I had the same aerial installation problem when I installed a radio in my Healey. I took a piece of sheet metal and made an L-shaped bracket big enough to drill a hole to hold the aerial on one side, drilled a bolt hole on the other and mounted it to the inside bolt of the rear bumper. Then I just ran the aerial cable through the bumper bracket hole in the body around the rubber plug to the aerial.

HBJ83341 Avatar
HBJ83341 Warren Voth
El Cajon, California, USA   USA
Thanks for the information Joe,

The original speaker is marked 8 ohm. That might account for the low sound. This may be an American made radio for the British Motor Corporation for Austin Healey's imported to America. I am going to open the case and look inside for more information. I am also going to check with <Sacramentoradioexpo.com> for more information. I will look for a speaker to hook it up to see if the radio still works. IT did in1992.

We purchased the car in 1967 from Westcott Motors in National City, CA. It had 4,000 mills on the ODO. So I think the speaker is original. The car was originally had Florida plates on it. The story was the car was purchased from Ship and Shore Motors, a major Healey importer at the time, by a sailor, who realized he was being shipped out somewhere, and he couldn't really afford it, and sold it to Westcott Motors.

Thanks again for the help, Joe

Joe A. Joseph Amodea
Oceanside, New York, USA   USA
Hello Warren,

It must have been nice getting the car with only 4,000 miles on it back in '67. I purchased mine from the second owner in August of 1995 with 101K miles on it . . . having had a reasonably good restoration a few years earlier.

I meant to look up the spec. on the audio output transistor mounted on the front panel right of the dial as you look at the radio, but it slipped my mind to record the number before everything went back together recently. My guess is the radio is rated at only 5 watts or maybe 8 watts output, so it was always going to have marginal volume or loudness in a period sports convertible. From reading in another forum, people were speculating that the original radio was made by Motorola . . . not a bad guess as the Galvin Brothers did make automobile radios from the mid 1950s and that is when they first started using the Motorola name.

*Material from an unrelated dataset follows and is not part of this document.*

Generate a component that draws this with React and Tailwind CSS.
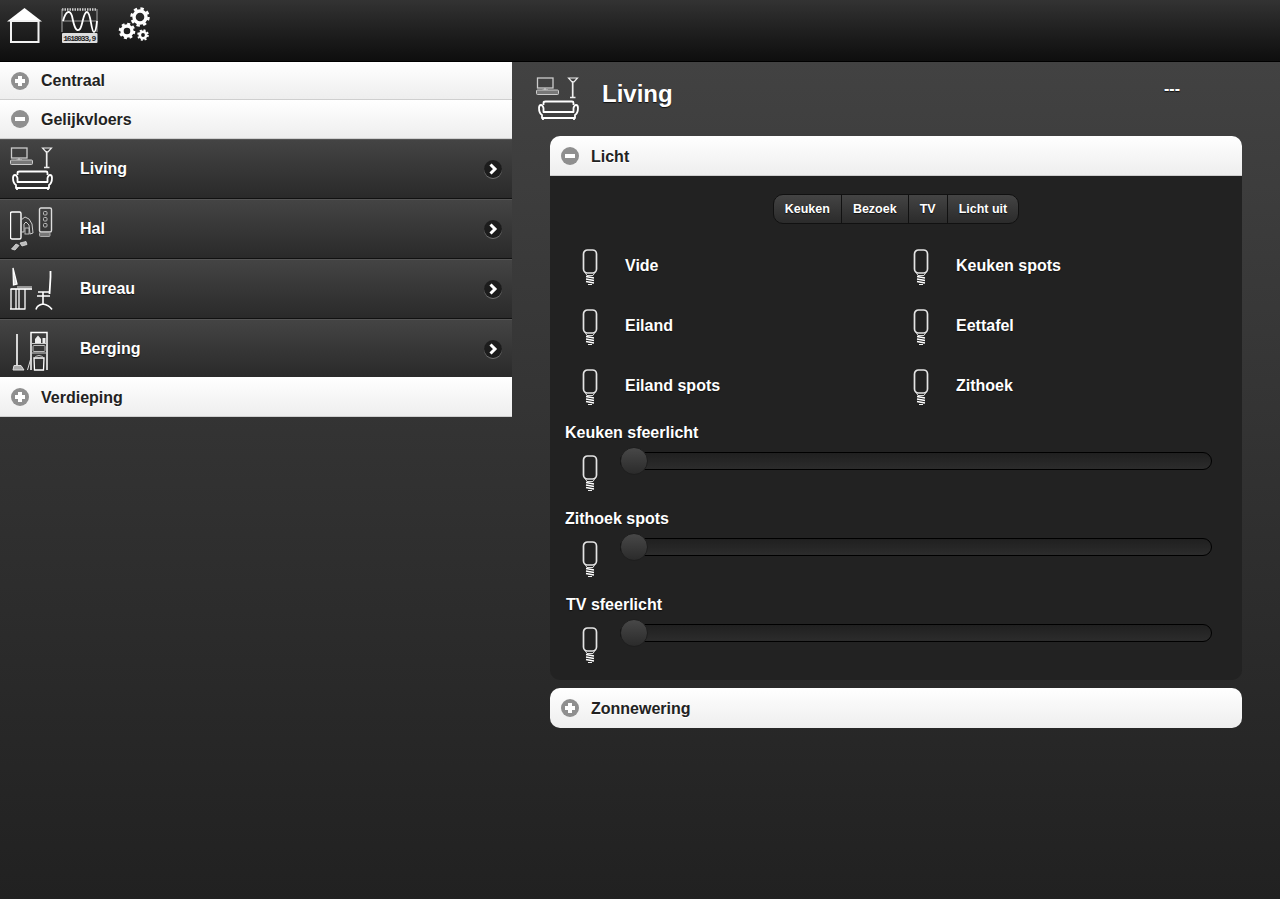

The original speaker may have been either 4 or 8 ohms. Using a 4 ohm speaker will allow the amplifier to deliver more power, with the possibility of a bit of distortion, probably undetectable, if the amplifier was designed for 8 Ohms. In any case, I will rarely listen to the radio in the car and it is louder with the 4 Ohm speaker and with acceptable 'retro' quality.

One of the many downsides of AM radio is that the frequency band and type of modulation makes the radio susceptible to ignition noise, power line noise, and fluorescent light noise when lighting is in close proximity . . . which should only happen sitting in the garage. ;-)

European radios of the day would often have another broadcast band added that was not authorized for broadcast in the US.

If I ever thought I'd actually want to use a radio in the car, I'd probably put the 'BMC' radio aside for the next owner and install either a Becker or a Blaupunkt with FM and a bit more power.



Edited 2 time(s). Last edit at 2017-09-07 09:31 PM by Joe A..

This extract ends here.